By using the formal View and VITA approach introduced in Part I, "Introducing Brownfield," it should be possible to see how the Elephant Eater proposed can address these requirements. The following facets are an intrinsic part of Brownfield development.
Our Brownfield abstractions—and, therefore, architectures—will be a good fit for the problem: Those decisions will be made based on detailed information fed in via a site survey instead of vague generalization. This adopts an engineer's approach to the solution instead of the artisan's heuristics and intuition.

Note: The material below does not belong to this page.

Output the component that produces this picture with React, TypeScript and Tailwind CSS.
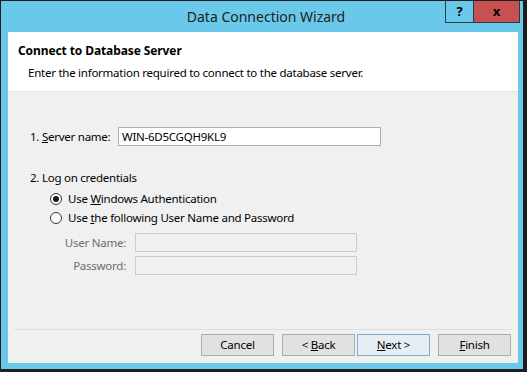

We will be able to preempt the ripple effect, often understanding which requirements are in conflict or at least knowing the horrors hiding behind the constraints. Therefore, the requirements can be cost-effectively refined instead of the abstractions of the solution or its code. Resolving these problems early will have significant economic benefit.
The solution will become easier to create due to a deeper understanding of the problem. A precise and unambiguous specification will enable the use of delivery accelerators such as these:
- Global delivery and centers of excellence
- Code generation via Model Driven Development and Pattern Driven Engineering because the precise specification can be used to parameterize the generation processes
- Iterative delivery as possible strategies for appropriate business and IT segmentation of the problem become clearer
Therefore, the Brownfield approach conceptually solves many of the problems presented in this chapter and previous chapters, avoiding the early, unreliable, and imprecise abstractions and decompositions of existing approaches. In the remaining chapters, we examine how Brownfield evolved and how it can be deployed on large-scale IT projects.